**Given task**
Search the material for the string "index", then report how many lines hold it, with no other text.

**Given material**

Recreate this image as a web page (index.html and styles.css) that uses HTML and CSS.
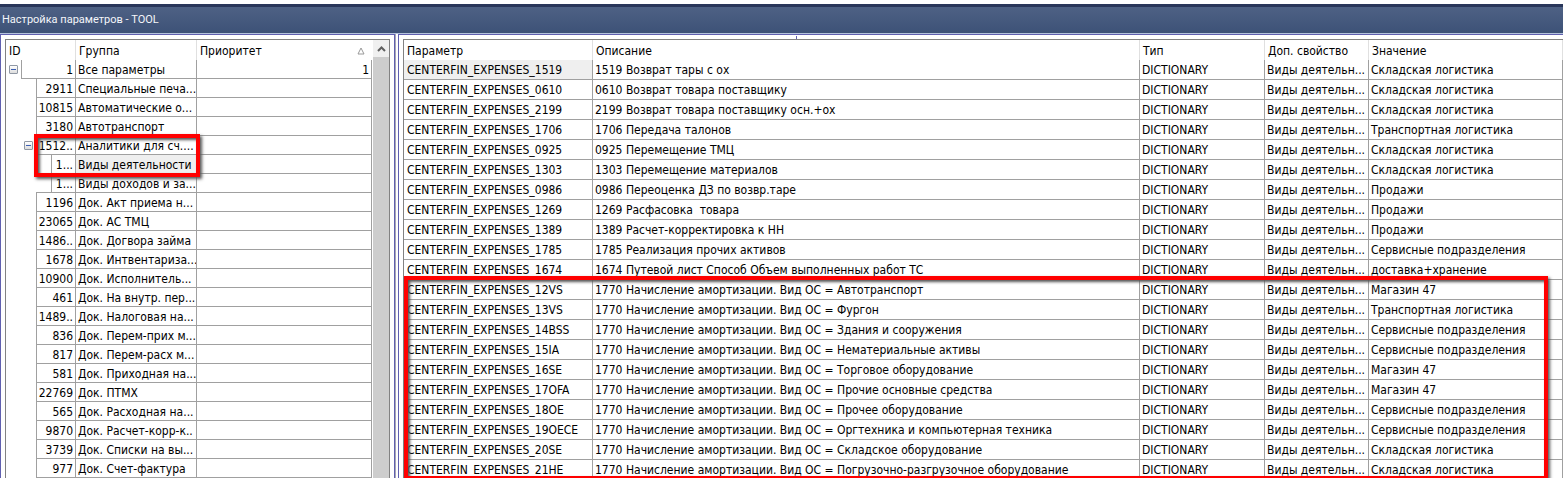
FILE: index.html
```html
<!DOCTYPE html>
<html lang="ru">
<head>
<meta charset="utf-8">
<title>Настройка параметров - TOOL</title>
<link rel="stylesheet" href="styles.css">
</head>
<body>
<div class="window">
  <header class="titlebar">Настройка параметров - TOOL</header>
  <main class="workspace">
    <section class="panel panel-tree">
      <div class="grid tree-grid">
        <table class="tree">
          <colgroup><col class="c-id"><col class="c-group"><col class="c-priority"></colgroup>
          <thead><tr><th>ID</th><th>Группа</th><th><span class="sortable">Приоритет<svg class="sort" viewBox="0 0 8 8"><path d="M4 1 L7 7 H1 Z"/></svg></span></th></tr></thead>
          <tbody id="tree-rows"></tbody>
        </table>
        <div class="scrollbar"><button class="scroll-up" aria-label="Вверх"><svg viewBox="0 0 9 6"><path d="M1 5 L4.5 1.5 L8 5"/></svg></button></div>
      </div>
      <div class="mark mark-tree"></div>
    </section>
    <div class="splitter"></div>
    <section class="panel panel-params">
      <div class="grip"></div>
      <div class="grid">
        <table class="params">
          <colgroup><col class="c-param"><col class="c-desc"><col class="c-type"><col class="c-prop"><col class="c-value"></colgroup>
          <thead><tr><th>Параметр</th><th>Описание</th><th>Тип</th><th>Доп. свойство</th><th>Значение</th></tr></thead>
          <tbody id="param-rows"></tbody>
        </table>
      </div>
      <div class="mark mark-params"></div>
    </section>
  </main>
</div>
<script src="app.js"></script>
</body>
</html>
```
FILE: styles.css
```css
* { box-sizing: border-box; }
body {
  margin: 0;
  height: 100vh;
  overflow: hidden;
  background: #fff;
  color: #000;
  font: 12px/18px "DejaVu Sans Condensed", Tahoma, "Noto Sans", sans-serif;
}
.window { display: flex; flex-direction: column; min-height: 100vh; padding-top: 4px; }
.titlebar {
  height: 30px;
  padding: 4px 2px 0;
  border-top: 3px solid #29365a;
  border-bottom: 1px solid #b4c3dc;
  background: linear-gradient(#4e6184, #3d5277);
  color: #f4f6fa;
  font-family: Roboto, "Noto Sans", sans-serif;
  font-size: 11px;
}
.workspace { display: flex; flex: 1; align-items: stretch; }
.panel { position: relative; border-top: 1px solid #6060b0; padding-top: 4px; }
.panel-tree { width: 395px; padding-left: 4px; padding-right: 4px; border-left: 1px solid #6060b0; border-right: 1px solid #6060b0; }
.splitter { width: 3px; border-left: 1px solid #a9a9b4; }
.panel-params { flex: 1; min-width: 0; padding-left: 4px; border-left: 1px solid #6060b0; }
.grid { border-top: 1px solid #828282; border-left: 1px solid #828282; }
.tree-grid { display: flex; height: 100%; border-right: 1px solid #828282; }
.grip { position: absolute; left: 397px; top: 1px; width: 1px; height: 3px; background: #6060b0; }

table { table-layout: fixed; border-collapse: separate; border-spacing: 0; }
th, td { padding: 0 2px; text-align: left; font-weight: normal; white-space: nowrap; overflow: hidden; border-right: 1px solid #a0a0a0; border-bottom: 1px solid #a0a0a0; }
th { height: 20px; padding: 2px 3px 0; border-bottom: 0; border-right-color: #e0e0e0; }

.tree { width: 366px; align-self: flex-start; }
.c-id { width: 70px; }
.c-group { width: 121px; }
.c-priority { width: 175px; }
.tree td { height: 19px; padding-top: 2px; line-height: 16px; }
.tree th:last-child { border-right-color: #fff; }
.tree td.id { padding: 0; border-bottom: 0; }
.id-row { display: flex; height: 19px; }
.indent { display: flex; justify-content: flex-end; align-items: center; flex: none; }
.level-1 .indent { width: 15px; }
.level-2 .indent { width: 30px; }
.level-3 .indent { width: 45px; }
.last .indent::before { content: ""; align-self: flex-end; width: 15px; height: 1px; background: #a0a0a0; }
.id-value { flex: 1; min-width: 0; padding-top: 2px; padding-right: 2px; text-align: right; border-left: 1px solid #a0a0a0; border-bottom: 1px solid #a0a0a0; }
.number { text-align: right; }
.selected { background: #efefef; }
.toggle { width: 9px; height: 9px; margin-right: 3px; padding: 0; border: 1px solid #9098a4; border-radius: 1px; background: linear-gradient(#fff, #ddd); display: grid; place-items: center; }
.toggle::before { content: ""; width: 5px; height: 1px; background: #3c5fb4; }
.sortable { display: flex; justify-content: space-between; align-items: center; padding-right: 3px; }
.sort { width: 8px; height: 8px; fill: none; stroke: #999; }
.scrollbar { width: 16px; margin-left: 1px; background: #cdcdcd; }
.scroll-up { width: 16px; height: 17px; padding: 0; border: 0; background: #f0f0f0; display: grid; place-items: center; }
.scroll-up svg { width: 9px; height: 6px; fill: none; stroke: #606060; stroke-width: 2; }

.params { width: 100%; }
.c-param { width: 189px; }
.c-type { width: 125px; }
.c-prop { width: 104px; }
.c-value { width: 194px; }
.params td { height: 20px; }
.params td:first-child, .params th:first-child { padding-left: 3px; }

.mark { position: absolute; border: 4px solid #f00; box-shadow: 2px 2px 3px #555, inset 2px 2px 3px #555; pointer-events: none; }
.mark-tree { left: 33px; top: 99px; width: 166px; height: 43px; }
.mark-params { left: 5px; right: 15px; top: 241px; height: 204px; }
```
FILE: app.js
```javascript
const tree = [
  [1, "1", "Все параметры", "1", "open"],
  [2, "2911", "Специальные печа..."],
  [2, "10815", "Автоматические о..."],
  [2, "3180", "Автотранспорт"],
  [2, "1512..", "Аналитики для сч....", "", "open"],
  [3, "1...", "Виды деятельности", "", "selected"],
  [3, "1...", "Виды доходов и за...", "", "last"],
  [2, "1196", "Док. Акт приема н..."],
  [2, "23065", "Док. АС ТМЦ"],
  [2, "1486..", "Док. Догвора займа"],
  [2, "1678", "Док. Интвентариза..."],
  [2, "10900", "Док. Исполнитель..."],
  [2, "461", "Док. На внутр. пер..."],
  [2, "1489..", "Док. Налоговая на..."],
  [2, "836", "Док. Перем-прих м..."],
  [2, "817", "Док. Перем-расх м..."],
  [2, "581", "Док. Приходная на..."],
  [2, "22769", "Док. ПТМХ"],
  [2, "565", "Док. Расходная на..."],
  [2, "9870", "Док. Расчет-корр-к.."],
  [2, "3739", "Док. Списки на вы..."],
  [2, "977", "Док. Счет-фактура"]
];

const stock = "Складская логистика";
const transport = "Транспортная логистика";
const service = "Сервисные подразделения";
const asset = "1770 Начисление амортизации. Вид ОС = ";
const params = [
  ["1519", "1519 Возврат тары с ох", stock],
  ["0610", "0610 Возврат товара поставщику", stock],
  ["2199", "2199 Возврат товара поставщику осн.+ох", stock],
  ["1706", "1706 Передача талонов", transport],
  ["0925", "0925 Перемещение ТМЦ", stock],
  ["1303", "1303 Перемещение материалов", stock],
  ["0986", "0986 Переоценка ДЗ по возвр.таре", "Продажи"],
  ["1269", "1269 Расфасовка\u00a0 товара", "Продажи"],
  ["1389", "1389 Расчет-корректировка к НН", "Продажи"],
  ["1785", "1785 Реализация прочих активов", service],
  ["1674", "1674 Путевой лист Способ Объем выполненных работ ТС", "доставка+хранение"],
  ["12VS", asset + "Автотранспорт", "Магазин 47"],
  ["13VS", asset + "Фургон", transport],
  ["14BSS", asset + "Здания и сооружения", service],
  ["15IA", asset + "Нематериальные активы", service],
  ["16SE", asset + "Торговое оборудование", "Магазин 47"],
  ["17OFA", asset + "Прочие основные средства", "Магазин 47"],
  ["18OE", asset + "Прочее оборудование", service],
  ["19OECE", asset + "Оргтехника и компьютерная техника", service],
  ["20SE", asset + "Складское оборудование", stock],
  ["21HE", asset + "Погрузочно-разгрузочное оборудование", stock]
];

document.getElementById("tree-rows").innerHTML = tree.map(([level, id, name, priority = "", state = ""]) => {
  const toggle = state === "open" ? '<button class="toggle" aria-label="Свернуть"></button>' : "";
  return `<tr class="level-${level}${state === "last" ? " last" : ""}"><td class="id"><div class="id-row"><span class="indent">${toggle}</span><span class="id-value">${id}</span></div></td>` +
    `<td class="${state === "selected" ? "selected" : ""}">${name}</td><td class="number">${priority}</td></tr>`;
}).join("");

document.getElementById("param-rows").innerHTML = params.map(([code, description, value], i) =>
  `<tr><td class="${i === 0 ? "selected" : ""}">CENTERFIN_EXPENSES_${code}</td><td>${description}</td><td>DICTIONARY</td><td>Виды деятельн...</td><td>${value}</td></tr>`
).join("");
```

**Final result**
2